==== Data lines ====

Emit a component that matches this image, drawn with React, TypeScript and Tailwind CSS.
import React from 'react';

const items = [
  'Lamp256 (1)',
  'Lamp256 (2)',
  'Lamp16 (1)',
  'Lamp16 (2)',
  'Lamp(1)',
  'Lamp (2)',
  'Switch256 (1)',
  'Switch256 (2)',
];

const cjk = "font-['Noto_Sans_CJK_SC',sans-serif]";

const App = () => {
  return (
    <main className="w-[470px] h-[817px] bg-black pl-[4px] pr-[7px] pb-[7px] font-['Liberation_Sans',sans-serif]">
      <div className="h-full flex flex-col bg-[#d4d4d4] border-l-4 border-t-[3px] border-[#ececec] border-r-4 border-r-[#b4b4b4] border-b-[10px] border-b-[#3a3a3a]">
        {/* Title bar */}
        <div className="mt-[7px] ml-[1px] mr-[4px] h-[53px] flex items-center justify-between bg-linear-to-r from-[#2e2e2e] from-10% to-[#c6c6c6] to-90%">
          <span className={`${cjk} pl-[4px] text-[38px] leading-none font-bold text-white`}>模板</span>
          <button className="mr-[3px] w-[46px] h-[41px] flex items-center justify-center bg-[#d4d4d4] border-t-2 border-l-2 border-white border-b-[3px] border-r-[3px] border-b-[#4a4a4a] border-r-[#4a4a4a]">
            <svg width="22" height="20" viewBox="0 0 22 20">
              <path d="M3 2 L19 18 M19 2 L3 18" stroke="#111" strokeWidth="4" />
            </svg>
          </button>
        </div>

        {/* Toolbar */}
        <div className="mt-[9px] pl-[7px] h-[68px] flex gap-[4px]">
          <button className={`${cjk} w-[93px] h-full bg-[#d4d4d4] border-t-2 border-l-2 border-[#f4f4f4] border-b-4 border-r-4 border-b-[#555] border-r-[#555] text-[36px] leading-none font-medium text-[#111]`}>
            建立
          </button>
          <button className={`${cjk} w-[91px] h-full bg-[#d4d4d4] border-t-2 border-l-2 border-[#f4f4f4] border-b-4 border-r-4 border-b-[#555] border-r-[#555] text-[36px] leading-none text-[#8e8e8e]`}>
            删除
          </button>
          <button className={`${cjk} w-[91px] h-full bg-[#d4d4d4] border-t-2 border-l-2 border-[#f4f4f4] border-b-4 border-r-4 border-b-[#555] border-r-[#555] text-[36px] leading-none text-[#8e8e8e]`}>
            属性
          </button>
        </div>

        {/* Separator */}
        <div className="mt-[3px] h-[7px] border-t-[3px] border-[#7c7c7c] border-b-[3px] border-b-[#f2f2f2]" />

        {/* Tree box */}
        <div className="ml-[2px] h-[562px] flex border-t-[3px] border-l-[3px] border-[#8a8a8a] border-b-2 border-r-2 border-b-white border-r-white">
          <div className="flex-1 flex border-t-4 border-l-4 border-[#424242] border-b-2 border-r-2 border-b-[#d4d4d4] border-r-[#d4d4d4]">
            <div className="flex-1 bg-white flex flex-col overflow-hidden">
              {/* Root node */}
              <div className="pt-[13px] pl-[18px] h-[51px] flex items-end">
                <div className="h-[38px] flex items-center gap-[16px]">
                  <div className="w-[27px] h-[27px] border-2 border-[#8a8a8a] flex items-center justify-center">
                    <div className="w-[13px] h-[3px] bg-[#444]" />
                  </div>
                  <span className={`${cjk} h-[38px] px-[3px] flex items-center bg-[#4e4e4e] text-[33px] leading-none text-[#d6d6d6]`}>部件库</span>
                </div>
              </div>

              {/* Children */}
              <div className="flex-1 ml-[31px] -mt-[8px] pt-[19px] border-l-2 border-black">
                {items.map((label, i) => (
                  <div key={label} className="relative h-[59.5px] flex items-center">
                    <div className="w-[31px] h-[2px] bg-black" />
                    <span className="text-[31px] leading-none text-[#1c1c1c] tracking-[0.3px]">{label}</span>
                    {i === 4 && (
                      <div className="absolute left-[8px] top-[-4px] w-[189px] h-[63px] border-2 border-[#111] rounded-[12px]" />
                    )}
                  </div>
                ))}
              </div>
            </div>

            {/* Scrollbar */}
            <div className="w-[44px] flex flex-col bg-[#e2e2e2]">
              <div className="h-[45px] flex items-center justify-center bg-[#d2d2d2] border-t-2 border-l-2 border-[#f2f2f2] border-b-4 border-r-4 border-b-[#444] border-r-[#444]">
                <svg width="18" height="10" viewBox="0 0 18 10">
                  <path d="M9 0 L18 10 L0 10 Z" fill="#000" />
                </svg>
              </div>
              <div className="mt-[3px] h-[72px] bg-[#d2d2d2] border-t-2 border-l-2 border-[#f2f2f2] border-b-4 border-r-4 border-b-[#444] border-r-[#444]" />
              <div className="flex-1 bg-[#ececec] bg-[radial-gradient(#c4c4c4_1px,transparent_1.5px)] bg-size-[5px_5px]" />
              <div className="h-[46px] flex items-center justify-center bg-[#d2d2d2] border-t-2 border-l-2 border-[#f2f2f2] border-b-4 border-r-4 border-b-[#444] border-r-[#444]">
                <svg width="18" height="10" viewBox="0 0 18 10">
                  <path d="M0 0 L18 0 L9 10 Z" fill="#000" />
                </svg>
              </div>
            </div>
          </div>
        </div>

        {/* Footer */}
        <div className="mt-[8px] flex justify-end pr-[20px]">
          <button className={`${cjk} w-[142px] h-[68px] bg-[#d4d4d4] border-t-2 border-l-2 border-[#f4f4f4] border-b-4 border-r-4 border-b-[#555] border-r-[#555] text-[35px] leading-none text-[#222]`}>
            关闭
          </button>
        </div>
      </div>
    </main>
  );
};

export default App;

====

**Written instruction**. Copy out the lines in which the string "React" appears.

**Output for this task**.
Emit a component that matches this image, drawn with React, TypeScript and Tailwind CSS.
import React from 'react';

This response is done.